By the eighteenth century there was saying that those that wished to die quickly went to South Carolina.

Many of the Barbadians settlers planned on supplying lumber and food to the West Indies.

Provisions such as corn, peas, and salt meat (both beef and pork) sent to Barbados and other islands in the Caribbean proved to be a profitable first export.

The export of provisions initiated the development of a livestock industry, which was well suited to local conditions.

Even with favorable conditions, the cattle industry was profitable for only a small number of settlers. Interestingly enough, the export of deerskins to England became one of South Carolina 's more profitable commodities.

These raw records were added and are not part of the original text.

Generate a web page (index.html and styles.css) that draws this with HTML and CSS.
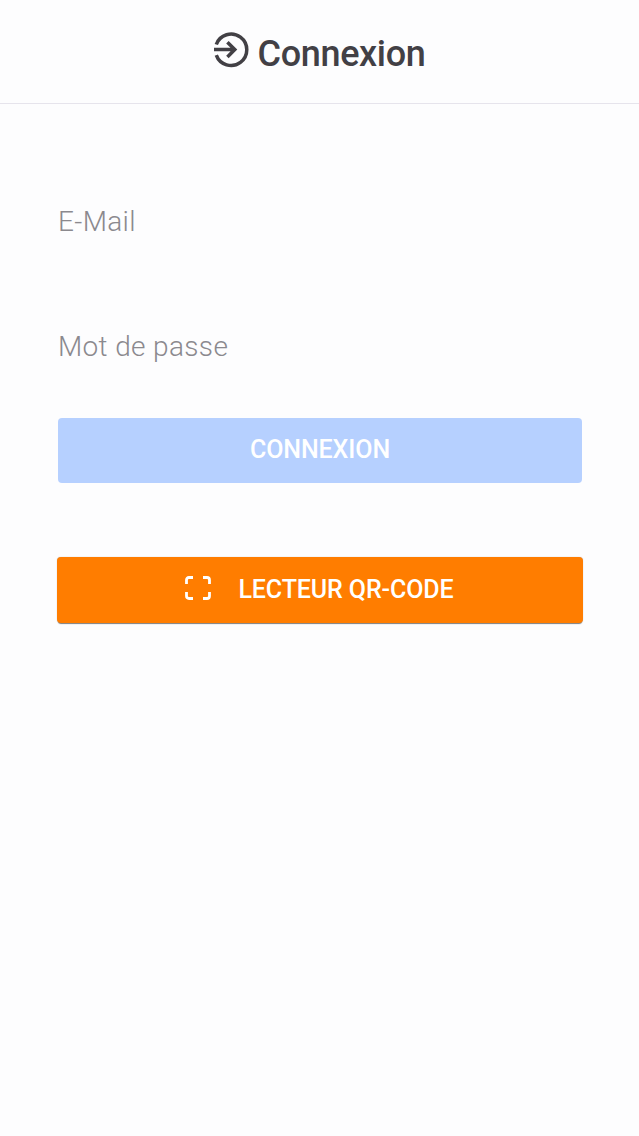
FILE: index.html
```html
<!DOCTYPE html>
<html lang="fr">
<head>
<meta charset="utf-8">
<title>Connexion</title>
<link rel="stylesheet" href="styles.css">
</head>
<body>
<header class="header">
  <svg class="header-icon" viewBox="0 0 36 36" aria-hidden="true">
    <path d="M2.3 12.5A15.7 15.7 0 1 1 2.3 23.1M0 17.6H20.5M13.4 10.2L20.8 17.6L13.4 25"/>
  </svg>
  <h1 class="title">Connexion</h1>
</header>
<main class="form">
  <input class="field" type="email" placeholder="E-Mail" aria-label="E-Mail">
  <input class="field field-password" type="password" placeholder="Mot de passe" aria-label="Mot de passe">
  <button class="button button-login" disabled><span>CONNEXION</span></button>
  <button class="button button-scan">
    <svg class="scan-icon" viewBox="0 0 26 24" aria-hidden="true">
      <path d="M1.5 8V4Q1.5 1.5 4 1.5H8M18 1.5H22Q24.5 1.5 24.5 4V8M24.5 16V20Q24.5 22.5 22 22.5H18M8 22.5H4Q1.5 22.5 1.5 20V16"/>
    </svg>
    <span>LECTEUR QR-CODE</span>
  </button>
</main>
</body>
</html>
```
FILE: styles.css
```css
* { box-sizing: border-box; }
body {
  margin: 0;
  min-height: 1136px;
  background: #fdfdfe;
  color: #424045;
  font-family: Roboto, sans-serif;
}
.header {
  display: flex;
  justify-content: center;
  height: 104px;
  padding-top: 32px;
  border-bottom: 1px solid #e6e4ec;
}
.header-icon {
  width: 36px;
  height: 36px;
  margin-right: 8px;
  fill: none;
  stroke: #424045;
  stroke-width: 3.5;
}
.title {
  margin: 0;
  font-size: 36px;
  font-weight: 500;
  line-height: 44px;
  letter-spacing: -0.35px;
}
.form {
  display: flex;
  flex-direction: column;
  padding: 87px 57px 0 58px;
}
.field {
  width: 100%;
  height: 60px;
  padding: 0;
  border: 0;
  outline: 0;
  background: transparent;
  font: 300 28px Roboto, sans-serif;
  letter-spacing: 0.35px;
}
.field::placeholder { color: #8b898e; opacity: 1; }
.field-password { margin-top: 65px; }
.button {
  display: flex;
  align-items: center;
  justify-content: center;
  border: 0;
  border-radius: 4px;
  padding: 0 0 3px;
  color: #fff;
  font: 500 25px Roboto, sans-serif;
  letter-spacing: -0.1px;
}
.button-login {
  height: 65px;
  margin-top: 42px;
  background: #b6d0ff;
}
.button-scan {
  height: 66px;
  margin: 74px -1px 0;
  padding-bottom: 2px;
  gap: 27px;
  background: #ff7d00;
  box-shadow: 0 2px 1px -1px rgba(60, 60, 60, .65), 0 0 1px rgba(60, 60, 60, .4);
}
.scan-icon {
  width: 26px;
  height: 24px;
  margin: 0 0 2px -1px;
  fill: none;
  stroke: #fff;
  stroke-width: 2.8;
}
```
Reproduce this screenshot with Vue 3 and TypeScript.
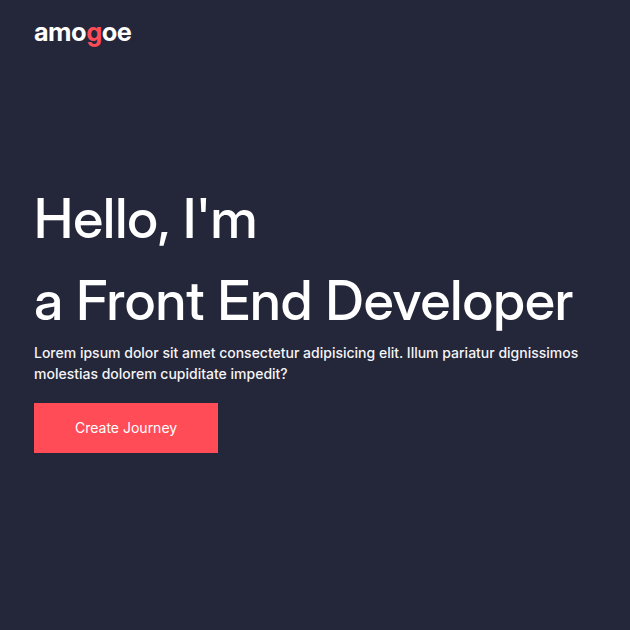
<script setup lang="ts">
const greeting: string = "Hello, I'm"
const role: string = 'a Front End Developer'
</script>

<template>
  <div class="page">
    <header class="header">
      <a class="logo" href="#">amo<span class="accent">g</span>oe</a>
    </header>
    <main class="hero">
      <h1 class="title">
        <span class="line">{{ greeting }}</span>
        <span class="line">{{ role }}</span>
      </h1>
      <p class="intro">
        Lorem ipsum dolor sit amet consectetur adipisicing elit. Illum pariatur dignissimos molestias dolorem cupiditate impedit?
      </p>
      <button class="cta" type="button">Create Journey</button>
    </main>
  </div>
</template>

<style>
body {
  margin: 0;
  background: #24263a;
}
</style>

<style scoped>
.page {
  display: flex;
  flex-direction: column;
  box-sizing: border-box;
  min-height: 100vh;
  padding: 0 34px;
  background: #24263a;
  color: #fff;
  font-family: Inter, 'Liberation Sans', sans-serif;
}

.header {
  padding-top: 16px;
}

.logo {
  color: inherit;
  font-family: 'Inter Display', Inter, sans-serif;
  font-size: 26px;
  font-weight: 700;
  line-height: 32px;
  text-decoration: none;
}

.accent {
  color: #ff4c57;
}

.hero {
  padding-top: 129px;
}

.title {
  margin: 0 0 1px;
  font-family: 'Inter Display', Inter, sans-serif;
  font-size: 55px;
  font-weight: 500;
  line-height: 82px;
}

.line {
  display: block;
}

.intro {
  margin: 0 0 19px;
  color: #f4f4f6;
  font-size: 14px;
  font-weight: 500;
  line-height: 21px;
}

.cta {
  padding: 0 41px;
  border: 0;
  background: #ff4c57;
  color: #fff;
  font: inherit;
  font-size: 14px;
  line-height: 50px;
  cursor: pointer;
}
</style>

Another valuable commodity produced in South Carolina during the late seventeenth and eighteenth centuries were naval stores. Pitch and tar made from the sap of pine trees greased wagon wheels, water proofed rope, and caulked ships.

The South Carolina environment provided a long season, with abundant raw materials and low costs. By 1717, South Carolina was the largest exporter of naval stores to Europe.

However, the next seven years the markets in Europe were glutted with naval stores precipitated in part by an increased preference by English rope maker's for Swedish tar.

The market for South Carolina tar collapsed, so instead the colonists turned to the production of pitch, which was worth more per barrel. Eventually, North Carolina took over production of naval stores, while South Carolinians continued to experiment with other commodities.